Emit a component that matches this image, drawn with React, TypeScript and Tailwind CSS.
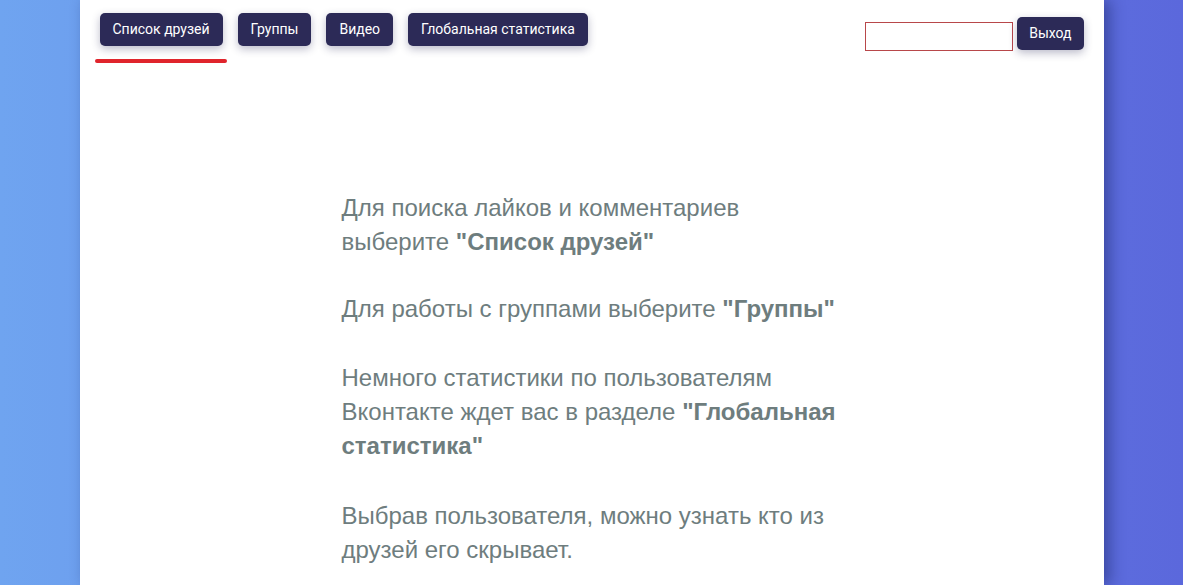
import React from 'react';

const navItems = ['Список друзей', 'Группы', 'Видео', 'Глобальная статистика'];

const App: React.FC = () => {
  return (
    <div className="min-h-screen w-full bg-gradient-to-r from-[#6fa4f0] to-[#5b68dc] font-['Liberation_Sans',Arial,sans-serif]">
      <div className="mx-auto min-h-screen w-[1024px] bg-white shadow-[6px_0_14px_rgba(20,30,90,0.45)]">
        {/* Header */}
        <header className="flex items-start justify-between px-5 pt-[13px]">
          <nav className="flex gap-[15px]">
            {navItems.map((item, index) => (
              <div key={item} className="relative">
                <button className="h-[33px] rounded-[5px] bg-[#2c2a57] px-[13px] font-['Roboto',sans-serif] text-[14px] text-white shadow-[0_3px_8px_rgba(30,30,80,0.3)]">
                  {item}
                </button>
                {index === 0 && (
                  <span className="absolute -left-[5px] -right-[4px] top-[46px] h-[4px] rounded-full bg-[#e0242c]" />
                )}
              </div>
            ))}
          </nav>
          <div className="flex items-start gap-1">
            <input
              type="text"
              className="mt-[9px] h-[29px] w-[148px] border border-[#b8474a] bg-white outline-none"
            />
            <button className="mt-[4px] h-[33px] rounded-[5px] bg-[#2c2a57] px-[12px] font-['Roboto',sans-serif] text-[14px] text-white shadow-[0_3px_8px_rgba(30,30,80,0.3)]">
              Выход
            </button>
          </div>
        </header>

        {/* Intro text */}
        <main className="mx-auto mt-[140px] w-[500px] text-[24px] leading-[34px] text-[#6e7d7e]">
          <p className="mb-[33px]">
            Для поиска лайков и комментариев выберите <b>"Список друзей"</b>
          </p>
          <p className="mb-[35px]">
            Для работы с группами выберите <b>"Группы"</b>
          </p>
          <p className="mb-[36px]">
            Немного статистики по пользователям Вконтакте ждет вас в разделе{' '}
            <b>"Глобальная статистика"</b>
          </p>
          <p>Выбрав пользователя, можно узнать кто из друзей его скрывает.</p>
        </main>
      </div>
    </div>
  );
};

export default App;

§ **TASK TO CARRY OUT**
Give again, word for word, every line from the top of the data above to the line holding "const navItems = ['Список", inclusive, with the pictures left out.

§ **RESULT OF THE TASK**
Emit a component that matches this image, drawn with React, TypeScript and Tailwind CSS.
import React from 'react';

const navItems = ['Список друзей', 'Группы', 'Видео', 'Глобальная статистика'];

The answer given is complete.